After all, it was absolute, not relative analysis that allowed us to buy great businesses at large discounts in 1999 and late 2008, even when the consensus was certain that this was the wrong thing to do. It was, of course, difficult to act rationally when the stocks of our companies were going down every day. But, that is the other side of the value investing discipline. Moreover, we know that consistently adhering to absolute standards of valuation is the best way for us to outperform the market over time.
Not surprisingly, disciplined value investors will almost always miss the phase of a bull market in which stocks disconnect from their underlying intrinsic value. The recent phase of the emerging market rally is a case in point. Passive funds with large inflows have been indiscriminately buying and, not surprisingly, emerging markets are appreciating with remarkable uniformity: a tell-tale sign of a liquidity-driven and not a fundamentally-driven market. The only EM countries in the red this year are Russia, Qatar, and new entrant Pakistan.
To be clear, we are cautious, not bearish, on emerging markets. We remain 88% invested and are enthusiastic about the long-term prospects of our 26 undervalued, high-quality companies. On a look-through basis, our companies are trading at 14x this year’s stated earnings, and 8 of our 26 companies have significant investments or subsidiaries that aren’t captured in a standard PE ratio. Moreover, we expect our companies to generate mid-teens, long-term earnings growth on top of 20%+ adjusted ROEs.

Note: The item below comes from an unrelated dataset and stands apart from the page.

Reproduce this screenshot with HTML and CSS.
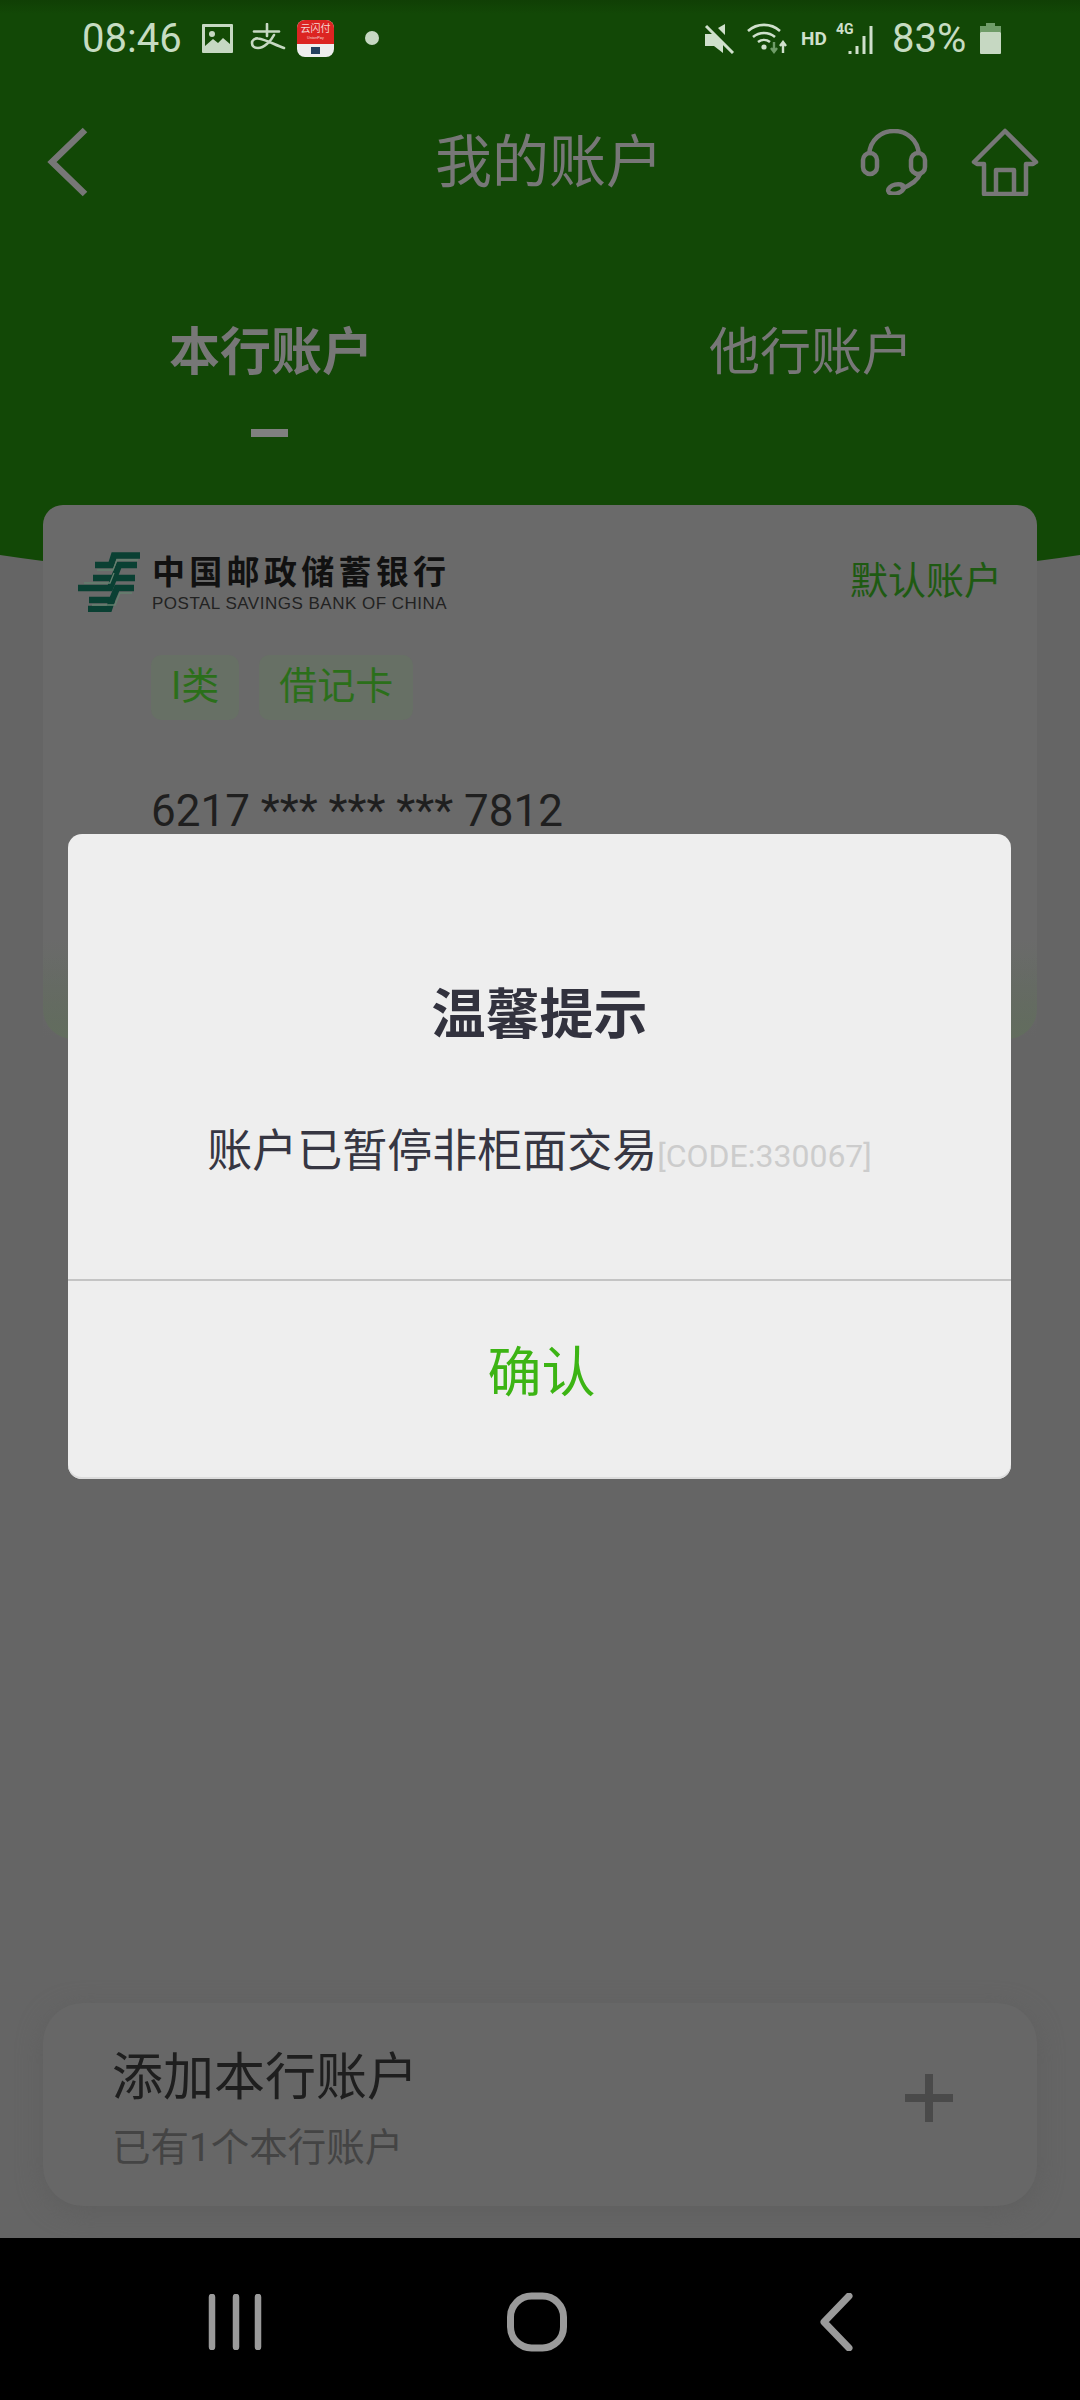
FILE: index.html
```html
<!DOCTYPE html>
<html lang="zh-CN">
<head>
  <meta charset="UTF-8"/>
  <title>我的账户</title>
  <link rel="stylesheet" href="styles.css">
</head>
<body>
<div class="page">
  <div class="header">
    <div class="status">
      <span class="clock">08:46</span>
      <svg class="ic-gallery" width="31" height="29" viewBox="0 0 31 29"><rect width="31" height="29" rx="1" fill="#c6d8c2"/><rect x="3" y="3" width="25" height="23" fill="#134a05"/><circle cx="10" cy="10" r="3" fill="#c6d8c2"/><path d="M3 26v-4l8-7 5 4 5-5 7 6v6z" fill="#c6d8c2"/></svg>
      <svg class="ic-pay" width="36" height="30" viewBox="0 0 36 30"><g fill="none" stroke="#c6d8c2" stroke-width="2.6" stroke-linecap="round"><path d="M4 8.5h25"/><path d="M17 1v12"/><path d="M24 12c-3 6-10 13-16 13-4 0-6-2-6-5s3-5 6-4.500c8 1 16 6 26 9.500" /></g></svg>
      <span class="ic-app"><span class="app-top">云闪付<small>UnionPay</small></span><span class="app-foot"><i></i></span></span>
      <span class="dot"></span>
      <span class="status-right">
        <svg width="31" height="31" viewBox="0 0 31 31"><path d="M1 11h6l2 0 10 10v9l-9-7H1zM21 1v11l-7-7z" fill="#cfe0cc"/><path d="M2 3l27 27" stroke="#cfe0cc" stroke-width="3"/></svg>
        <svg class="ic-wifi" width="42" height="32" viewBox="0 0 42 32"><g fill="none" stroke="#cfe0cc" stroke-width="2.6"><path d="M1 9a24 24 0 0 1 32 0"/><path d="M6 15a17 17 0 0 1 22 0"/><path d="M11 20a10 10 0 0 1 12 0"/></g><circle cx="17" cy="25" r="2.6" fill="#cfe0cc"/><path d="M27 20v9m-3-3l3 4 3-4" fill="none" stroke="#6f9c68" stroke-width="2.4"/><path d="M36 31v-10m-3 3l3-4 3 4" fill="none" stroke="#cfe0cc" stroke-width="2.4"/></svg>
        <span class="hd">HD</span>
        <span class="signal"><span class="net">4G</span><svg width="27" height="30" viewBox="0 0 27 30"><path d="M3 27v3M10 22v8M17 12v18M24 2v28" stroke="#cfe0cc" stroke-width="3" fill="none"/></svg></span>
        <span class="pct">83%</span>
        <svg class="ic-batt" width="21" height="31" viewBox="0 0 21 31"><path d="M6 0h9v3h6v6H0V3h6z" fill="#6f9c68"/><rect y="9" width="21" height="22" rx="1" fill="#c6d8c2"/></svg>
      </span>
    </div>
    <div class="topbar">
      <svg width="42" height="70" viewBox="0 0 42 70"><path d="M38 3L5 35l33 32" fill="none" stroke="#777" stroke-width="6.5"/></svg>
      <h1 class="title">我的账户</h1>
      <span class="top-actions">
        <svg width="68" height="66" viewBox="0 0 68 66"><g fill="none" stroke="#777" stroke-width="4.5"><path d="M9 26C10 10 22 2 34 2s24 8 25 24"/><rect x="3" y="24" width="14" height="21" rx="7"/><rect x="51" y="24" width="14" height="21" rx="7"/><path d="M60 45c-2 6-9 11-19 15"/><ellipse cx="36" cy="60" rx="8" ry="4.5" transform="rotate(-14 36 60)"/></g></svg>
        <svg width="68" height="68" viewBox="0 0 68 68"><g fill="none" stroke="#777" stroke-width="4.5" stroke-linejoin="round"><path d="M34 3L3 34l3 2h7v30h42V36h7l3-2z"/><path d="M25 66V42h18v24"/></g></svg>
      </span>
    </div>
    <div class="tabs">
      <div class="tab tab-on">本行账户<span class="tab-line"></span></div>
      <div class="tab">他行账户</div>
    </div>
  </div>

  <div class="card">
    <div class="card-top">
      <div class="bank">
        <svg class="bank-mark" width="62" height="60" viewBox="0 0 62 60"><g fill="none" stroke="#0a4033" stroke-width="6.5"><path d="M62 3.500H36l-3 9.500H17"/><path d="M59 13H41l-5 13H15"/><path d="M57 26H36l-4 10H0"/><path d="M56 36H39l-5 12H11"/><path d="M34 48l-3 9H10"/></g><g fill="none" stroke="#64806f" stroke-width="1.300"><path d="M60 8H39l-4 10H19"/><path d="M6 31h26l4-10"/><path d="M54 41H42l-5 12H14"/></g></svg>
        <div class="bank-names">
          <div class="bank-cn">中国邮政储蓄银行</div>
          <div class="bank-en">POSTAL SAVINGS BANK OF CHINA</div>
        </div>
      </div>
      <span class="default-tag">默认账户</span>
    </div>
    <div class="tags">
      <span class="tag">I类</span>
      <span class="tag">借记卡</span>
    </div>
    <div class="card-no">6217 *** *** *** 7812</div>
    <div class="card-btn"></div>
  </div>

  <div class="add-card">
    <div>
      <div class="add-title">添加本行账户</div>
      <div class="add-sub">已有1个本行账户</div>
    </div>
    <span class="plus"></span>
  </div>

  <div class="navbar">
    <svg width="56" height="56" viewBox="0 0 56 56"><path d="M4 3v50M28 3v50M50 3v50" stroke="#9a9a9a" stroke-width="6.500" stroke-linecap="round"/></svg>
    <svg class="nav-home" width="60" height="60" viewBox="0 0 60 60"><rect x="3.500" y="4" width="53" height="52" rx="21" fill="none" stroke="#9a9a9a" stroke-width="7"/></svg>
    <svg width="34" height="58" viewBox="0 0 34 58"><path d="M30 3L5 29l25 26" fill="none" stroke="#9a9a9a" stroke-width="7" stroke-linecap="round" stroke-linejoin="round"/></svg>
  </div>

  <div class="dialog">
    <div class="dialog-body">
      <div class="dialog-title">温馨提示</div>
      <div class="dialog-msg">账户已暂停非柜面交易<span class="code">[CODE:330067]</span></div>
    </div>
    <div class="dialog-ok">确认</div>
  </div>
</div>
</body>
</html>
```

FILE: styles.css
```css
* { margin: 0; padding: 0; box-sizing: border-box; }

body { font-family: Roboto, "Noto Sans CJK SC", sans-serif; background: #656565; }

.page { position: relative; width: 1080px; height: 2400px; overflow: hidden; display: flex; flex-direction: column; background: #656565; }

/* ========== green head ========== */
.header { flex: none; width: 1400px; height: 587px; margin-left: -160px; padding: 0 160px; background: linear-gradient(#103f05, #124806 14px); border-radius: 0 0 700px 700px / 0 0 88px 88px; }

.status { display: flex; align-items: center; height: 76px; padding: 0 79px 0 82px; color: #c6dcc2; }
.clock { font-size: 40px; width: 120px; }
.ic-pay { margin-left: 17px; }
.ic-app { width: 37px; height: 37px; margin-left: 11px; border-radius: 8px; overflow: hidden; display: flex; flex-direction: column; background: #eee; }
.app-top { height: 24px; background: #dc2422; color: #f4d6d4; font-size: 10px; line-height: 12px; text-align: center; padding-top: 3px; }
.app-top small { display: block; font-size: 4px; line-height: 5px; }
.app-foot { flex: 1; display: flex; align-items: center; justify-content: center; }
.app-foot i { width: 9px; height: 7px; background: #24415f; }
.dot { width: 14px; height: 14px; margin-left: 31px; border-radius: 50%; background: #c6d8c2; }
.status-right { margin-left: auto; display: flex; align-items: center; }
.ic-wifi { margin-left: 12px; }
.hd { font-size: 19px; font-weight: 700; margin-left: 12px; width: 30px; color: #cfe0cc; }
.signal { position: relative; width: 38px; height: 32px; margin-left: 5px; display: flex; justify-content: flex-end; align-items: flex-end; }
.net { position: absolute; left: 0; top: -1px; font-size: 14px; line-height: 16px; font-weight: 700; color: #cfe0cc; }
.pct { font-size: 40px; margin-left: 18px; width: 75px; }
.ic-batt { margin-left: 13px; }

.topbar { display: flex; align-items: center; height: 100px; margin-top: 36px; padding: 0 41px 0 47px; }
.title { font-size: 57px; font-weight: 400; line-height: 60px; padding-top: 2px; color: #777; margin-left: 346px; }
.top-actions { margin-left: auto; display: flex; gap: 43px; align-items: center; }

.tabs { display: flex; gap: 340px; margin-top: 111px; padding-left: 169px; }
.tab { width: 200px; font-size: 51px; line-height: 60px; color: #777; text-align: center; white-space: nowrap; }
.tab-on { font-weight: 700; }
.tab-line { display: block; width: 37px; height: 8px; margin: 46px auto 0; background: #808080; }

/* ========== account card ========== */
.card { position: relative; flex: none; width: 994px; height: 532px; margin: -82px 0 0 43px; padding: 47px 35px 0 35px; border-radius: 20px 20px 0 0; background: linear-gradient(#6a6a6a 85%, #656565); }
.card-top { display: flex; justify-content: space-between; }
.bank { display: flex; gap: 12px; }
.bank-cn { font-size: 33px; line-height: 42px; font-weight: 700; letter-spacing: 4.300px; color: #111; }
.bank-en { font-family: "Liberation Sans", sans-serif; font-size: 17px; line-height: 20px; letter-spacing: .5px; color: #222; }
.default-tag { font-size: 38px; line-height: 44px; margin-top: 7px; color: #1e5a12; }
.tags { display: flex; gap: 20px; margin: 41px 0 0 73px; }
.tag { height: 65px; padding: 0 20px; line-height: 62px; font-size: 38px; border-radius: 10px; background: #677065; color: #2b6f1a; }
.card-no { margin: 65px 0 0 73px; font-size: 44px; line-height: 52px; color: #1f1f1f; }
.card-btn { height: 100px; margin: 102px -35px 0 -35px; border-radius: 0 0 30px 30px; background: linear-gradient(transparent, #626d5e); }

/* ========== add account ========== */
.add-card { flex: none; display: flex; align-items: center; justify-content: space-between; width: 994px; height: 203px; margin: auto 0 32px 43px; padding: 10px 84px 0 69px; border-radius: 40px; background: #676767; box-shadow: 0 6px 24px #5f5f5f; }
.add-title { font-size: 51px; line-height: 60px; color: #1e1e1e; }
.add-sub { font-size: 38.500px; line-height: 46px; margin-top: 17px; color: #444; }
.plus { width: 48px; height: 48px; margin-top: -24px; background: linear-gradient(#4a4a4a, #4a4a4a) center / 48px 8px no-repeat, linear-gradient(#4a4a4a, #4a4a4a) center / 8px 48px no-repeat; }

/* ========== nav bar ========== */
.navbar { flex: none; height: 162px; padding: 6px 227px 0 208px; background: #000; display: flex; align-items: center; justify-content: space-between; }
.nav-home { margin-left: -10px; }

/* ========== dialog ========== */
.dialog { position: absolute; left: 68px; top: 834px; width: 943px; height: 645px; border-radius: 14px; background: #eee; display: flex; flex-direction: column; text-align: center; overflow: hidden; box-shadow: inset 0 -2px 0 #dcdcdc; }
.dialog-body { height: 447px; padding-top: 153px; border-bottom: 2px solid #c4c4c4; }
.dialog-title { font-size: 54px; line-height: 58px; font-weight: 700; color: #32323e; }
.dialog-msg { margin-top: 77px; font-size: 45px; line-height: 60px; color: #363642; white-space: nowrap; }
.code { font-size: 32px; color: #ccc; margin-left: 0; }
.dialog-ok { flex: 1; padding-left: 4px; font-size: 54px; line-height: 186px; color: #3cb414; }
```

We have already raised our cash balance to 12% of the fund’s capital. If EM stocks rise further in a uniform, liquidity-driven fashion, we will happily generate more dry powder. But, if the past twenty years of history is any guide, we will not have to wait too long for an opportunity to get more fully invested somewhere in the developing world.
Organization
Over the past year, we’ve made several changes to our team that merit comment. Beginning with the research team, we hired Amy Sheng and Nick Engel as Kevin Gallagher and Andrew Koger moved on to the next phase of their careers. Amy Sheng, a Yale graduate in math and philosophy and native of China, joined our firm last year following her internship with us the prior summer. Nick Engel joined us full-time in January following his internship with us last fall and the completion of his doctorate in philosophy from Columbia. We wish our departing analysts, Kevin and Andrew, the best in their new endeavors. Kevin is pursuing an MBA at Columbia, and Andrew has taken a job with Alibaba’s Southeast Asia e-commerce platform in the Philippines. We also upgraded our operational staff when Stephanie Tran joined us last August. With a degree from Holy Family University and impressive experience at several small businesses, Stephanie has our office running more smoothly than ever. The entire team is now thirteen: seven in operations and six in investments.
Sincerely,
Sean Fieler
Daniel Gittes
END NOTES
[1] Performance stated for Kuroto Fund, L.P. Class A on a net basis. An investor’s performance may differ based on timing of contributions, withdrawals, share class, and participation in new issues. Unless otherwise noted, all company-specific data derived from internal analysis, company presentations, or Bloomberg. Company valuations and exposures expressed as of 6.30.17.